Educating 21st Century Children
Emotional Well-being in the Digital Age
What is the nature of childhood today? On a number of measures, modern children’s lives have clearly improved thanks to better public safety and support for their physical and mental health. New technologies help children to learn, socialise and unwind, and older, better-educated parents are increasingly playing an active role in their children's education.
At the same time, we are more connected than ever before, and many children have access to tablets and smartphones before they learn to walk and talk. Twenty-first century children are more likely to be only children, increasingly pushed to do more by “helicopter parents” who hover over their children to protect them from potential harm. In addition to limitless online opportunities, the omnipresent nature of the digital world brings new risks, like cyber-bullying, that follow children from the schoolyard into their homes.

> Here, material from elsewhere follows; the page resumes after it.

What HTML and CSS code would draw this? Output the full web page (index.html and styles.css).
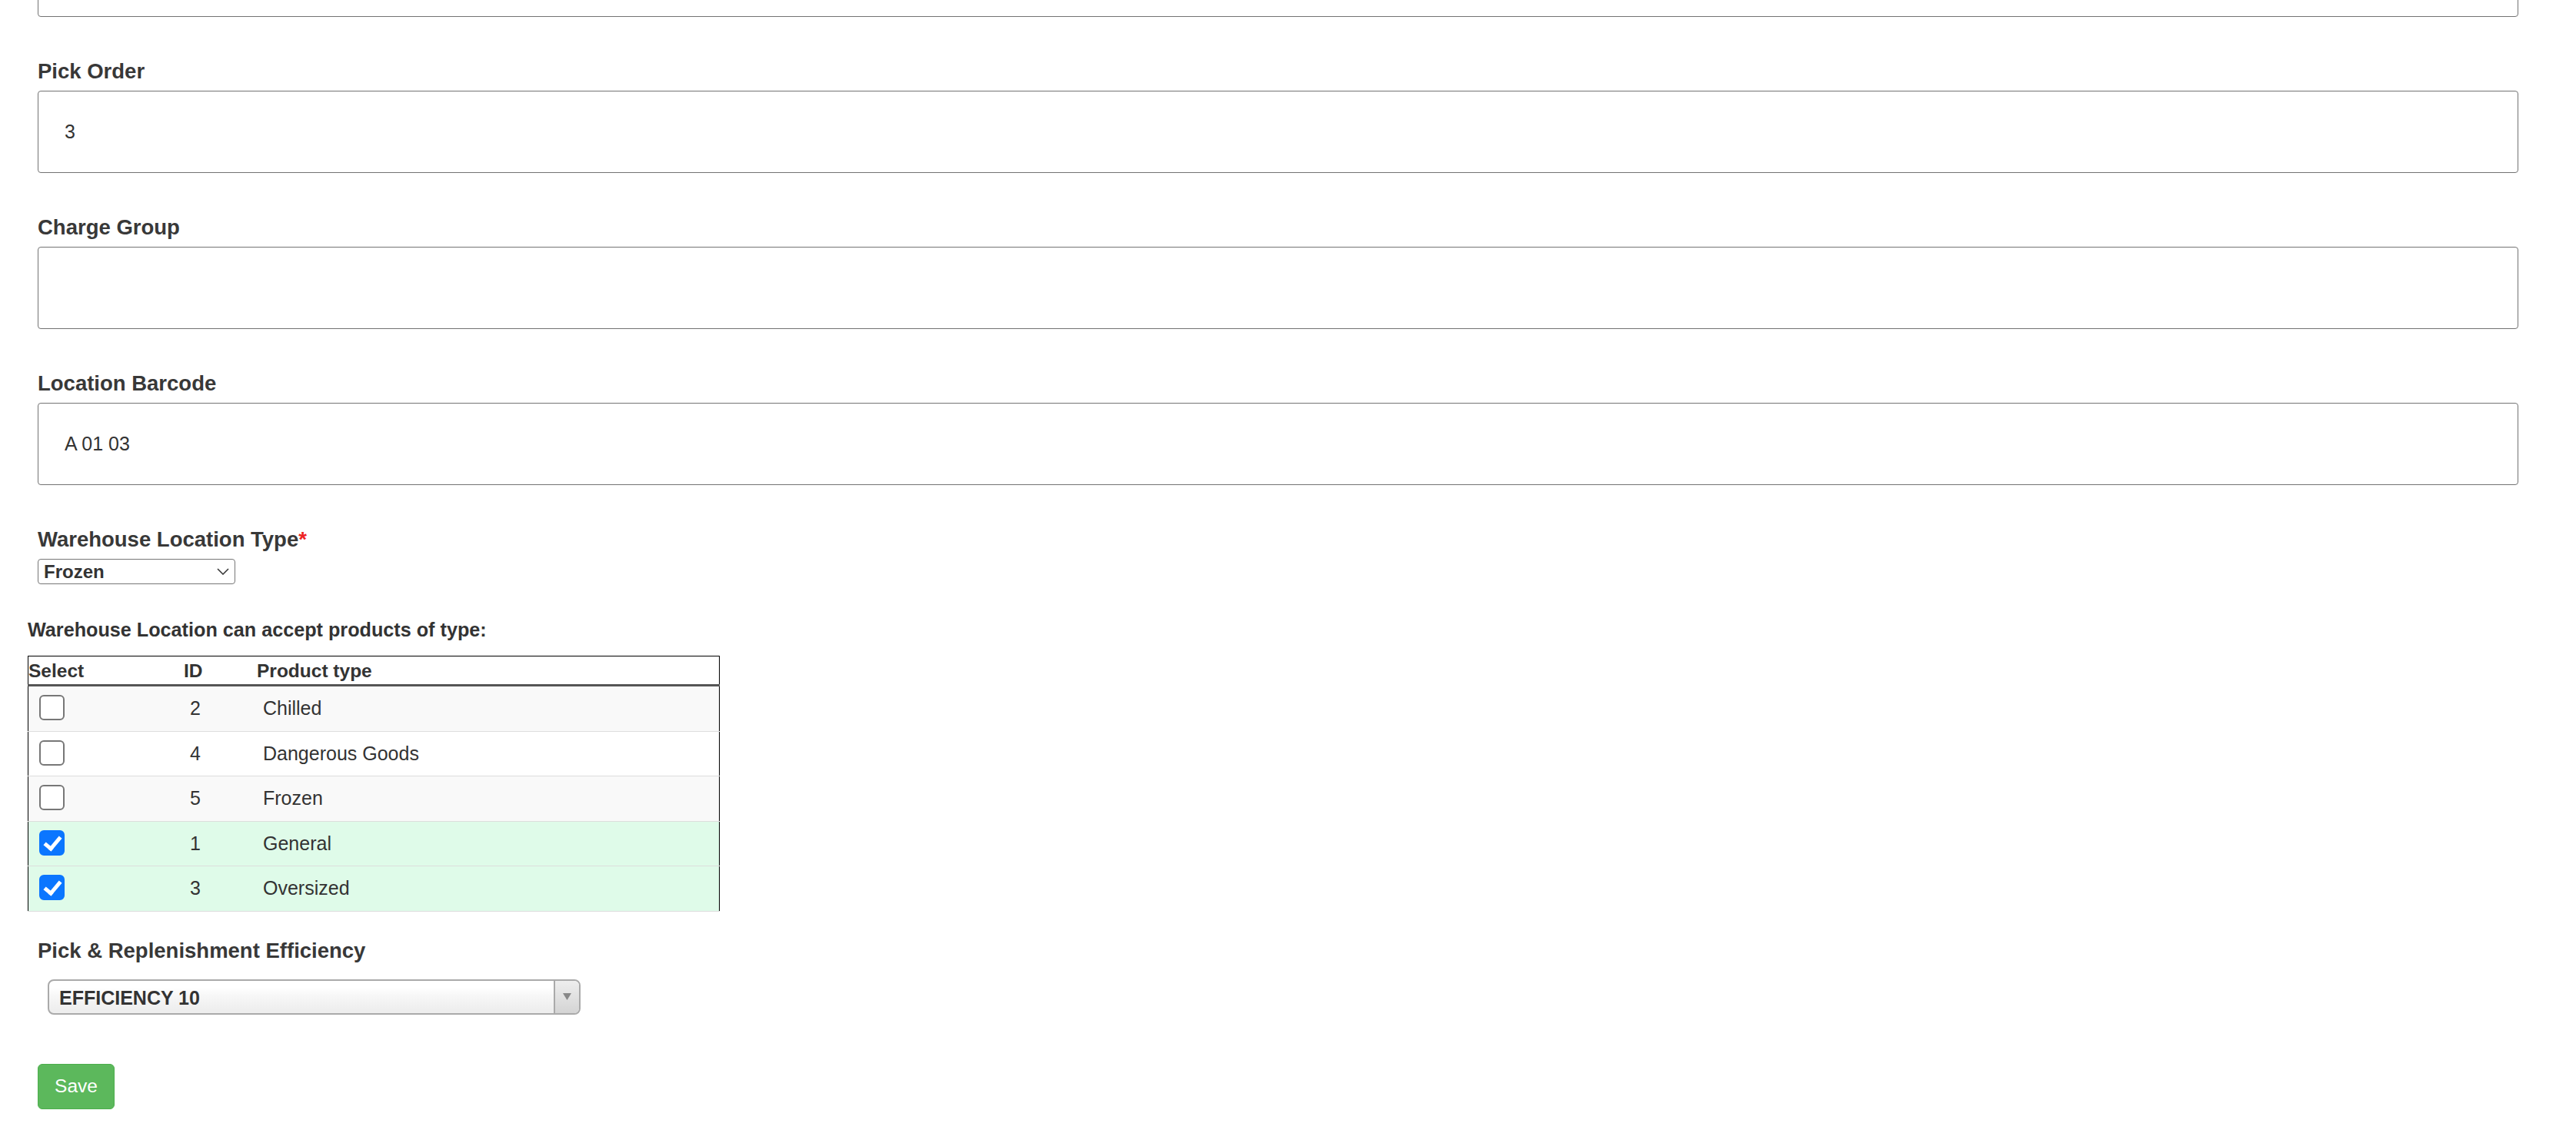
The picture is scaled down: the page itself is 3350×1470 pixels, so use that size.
FILE: index.html
```html
<!DOCTYPE html>
<html lang="en">
<head>
  <meta charset="UTF-8">
  <title>Edit Warehouse Location</title>
  <link rel="stylesheet" href="styles.css">
</head>
<body>

  <form class="page">

    <div class="form-group scrolled">
      <input type="text" class="form-control" value="">
    </div>

    <div class="form-group">
      <label for="pick-order">Pick Order</label>
      <input type="text" id="pick-order" class="form-control" value="3">
    </div>

    <div class="form-group">
      <label for="charge-group">Charge Group</label>
      <input type="text" id="charge-group" class="form-control" value="">
    </div>

    <div class="form-group">
      <label for="barcode">Location Barcode</label>
      <input type="text" id="barcode" class="form-control" value="A 01 03">
    </div>

    <div class="form-group tight">
      <label for="loc-type">Warehouse Location Type<span class="required">*</span></label>
      <div class="select-wrap">
        <select id="loc-type" class="plain-select">
          <option>Chilled</option>
          <option>Dangerous Goods</option>
          <option selected>Frozen</option>
          <option>General</option>
          <option>Oversized</option>
        </select>
        <svg class="chevron" width="16" height="9" viewBox="0 0 16 9">
          <path d="M1 1 L8 8 L15 1" fill="none" stroke="#333" stroke-width="1.5"/>
        </svg>
      </div>
    </div>

    <div class="product-types">
      <p class="types-title">Warehouse Location can accept products of type:</p>
      <table class="types-table">
        <thead>
          <tr>
            <th class="col-select">Select</th>
            <th class="col-id">ID</th>
            <th>Product type</th>
          </tr>
        </thead>
        <tbody>
          <tr>
            <td><input type="checkbox" class="tick"></td>
            <td>2</td>
            <td>Chilled</td>
          </tr>
          <tr>
            <td><input type="checkbox" class="tick"></td>
            <td>4</td>
            <td>Dangerous Goods</td>
          </tr>
          <tr>
            <td><input type="checkbox" class="tick"></td>
            <td>5</td>
            <td>Frozen</td>
          </tr>
          <tr class="selected">
            <td><input type="checkbox" class="tick" checked></td>
            <td>1</td>
            <td>General</td>
          </tr>
          <tr class="selected">
            <td><input type="checkbox" class="tick" checked></td>
            <td>3</td>
            <td>Oversized</td>
          </tr>
        </tbody>
      </table>
    </div>

    <div class="form-group wide-gap">
      <label>Pick &amp; Replenishment Efficiency</label>
      <div class="chosen-single">
        <span class="chosen-text">EFFICIENCY 10</span>
        <span class="chosen-arrow">
          <svg width="11" height="9" viewBox="0 0 11 9">
            <polygon points="0,0 11,0 5.5,9" fill="#888"/>
          </svg>
        </span>
      </div>
    </div>

    <button type="button" class="btn-save">Save</button>

  </form>

</body>
</html>
```

FILE: styles.css
```css
body {
  margin: 0;
  font-family: "Liberation Sans", Arial, Helvetica, sans-serif;
  color: #333;
  background: #fff;
}
.page {
  padding: 0 75px 0 49px;
}
.form-group {
  margin-bottom: 51px;
}
.form-group.scrolled {
  margin-top: -85px;
}
.form-group.tight {
  margin-bottom: 42px;
}
.form-group.wide-gap {
  margin-bottom: 64px;
}
label {
  display: block;
  font-size: 27.5px;
  font-weight: bold;
  line-height: 40px;
  margin-bottom: 5px;
  color: #383838;
}
.required {
  color: #ee2222;
}
.form-control {
  display: block;
  box-sizing: border-box;
  width: 100%;
  height: 107px;
  padding: 0 34px;
  border: 1px solid #737373;
  border-radius: 4px;
  font-family: inherit;
  font-size: 25px;
  color: #333;
  background: #fff;
}
.select-wrap {
  position: relative;
  display: inline-block;
}
.plain-select {
  appearance: none;
  -webkit-appearance: none;
  box-sizing: border-box;
  width: 257px;
  height: 33px;
  padding: 0 30px 0 7px;
  border: 1px solid #767676;
  border-radius: 4px;
  background: #fff;
  font-family: inherit;
  font-size: 24px;
  font-weight: bold;
  color: #333;
}
.chevron {
  position: absolute;
  right: 8px;
  top: 12px;
  pointer-events: none;
}

/* product types */
.product-types {
  margin: 0 0 31px -13px;
}
.types-title {
  margin: 0 0 17px;
  font-size: 25.2px;
  font-weight: bold;
  line-height: 34px;
}
.types-table {
  width: 900px;
  table-layout: fixed;
  border-collapse: collapse;
  border: 1px solid #000;
  border-bottom: none;
  font-size: 25px;
}
.types-table th {
  padding: 2px 0 0;
  font-size: 24.5px;
  line-height: 34px;
  text-align: left;
  font-weight: bold;
  border-bottom: 3px solid #555;
}
.col-select {
  width: 202px;
}
.col-id {
  width: 95px;
}
.types-table td {
  padding: 0 0 0 8px;
  line-height: 57.5px;
  border-bottom: 1px solid #ddd;
}
.types-table tbody tr:nth-child(odd) {
  background: #f9f9f9;
}
.types-table tbody tr.selected {
  background: #dffbe9;
}
.tick {
  appearance: none;
  -webkit-appearance: none;
  position: relative;
  box-sizing: border-box;
  width: 33px;
  height: 33px;
  margin: 0 0 5px 6px;
  vertical-align: middle;
  border: 2px solid #777;
  border-radius: 6px;
  background: #fff;
}
.tick:checked {
  border-color: #0b76ff;
  background: #0b76ff;
}
.tick:checked::after {
  content: "";
  position: absolute;
  left: 9px;
  top: 2px;
  width: 8px;
  height: 17px;
  border-right: 5px solid #fff;
  border-bottom: 5px solid #fff;
  transform: rotate(40deg);
}

/* efficiency select */
.chosen-single {
  display: flex;
  box-sizing: border-box;
  width: 693px;
  height: 46px;
  margin: 17px 0 0 13px;
  border: 2px solid #aaa;
  border-radius: 8px;
  background: linear-gradient(#fff 20%, #f6f6f6 50%, #eee 90%);
  overflow: hidden;
}
.chosen-text {
  flex: 1;
  padding: 2px 0 0 13px;
  font-size: 25px;
  font-weight: bold;
  line-height: 40px;
  color: #333;
}
.chosen-arrow {
  display: flex;
  align-items: center;
  justify-content: center;
  width: 31px;
  border-left: 2px solid #aaa;
  background: linear-gradient(#eee, #d4d4d4);
}
.btn-save {
  box-sizing: border-box;
  width: 100px;
  height: 59px;
  padding: 0;
  border: 1px solid #4cae4c;
  border-radius: 6px;
  background: #5cb85c;
  color: #fff;
  font-family: inherit;
  font-size: 24.5px;
}
```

This report examines modern childhood, looking specifically at the intersection between emotional well-being and new technologies. It explores how parenting and friendships have changed in the digital age. It examines children as digital citizens, and how best to take advantage of online opportunities while minimising the risks. The volume ends with a look at how to foster digital literacy and resilience, highlighting the role of partnerships, policy and protection.
Youth inequalities in digital interactions and well-being
This chapter focuses on examining disparities of digital outcomes against the backdrop of social inequalities. In particular, it explores how information and communications technology (ICT) access, skills and uses relate to different socio-cultural and well-being outcomes. Well-being is referred to widely in research and public discourse though its definition and components are debated. In this chapter, it is used to describe the positive outcomes related to civic and social participation and leisure pursuits. Inequalities for young people are examined from all socio-economic backgrounds but highlight the experiences of the most disadvantaged – young people not in employment, education, or training (NEET). This chapter is of interest to those who seek to better understand how the digitisation of everyday life might exacerbate existing patterns of disadvantage as well as those looking for ways to ameliorate inequalities.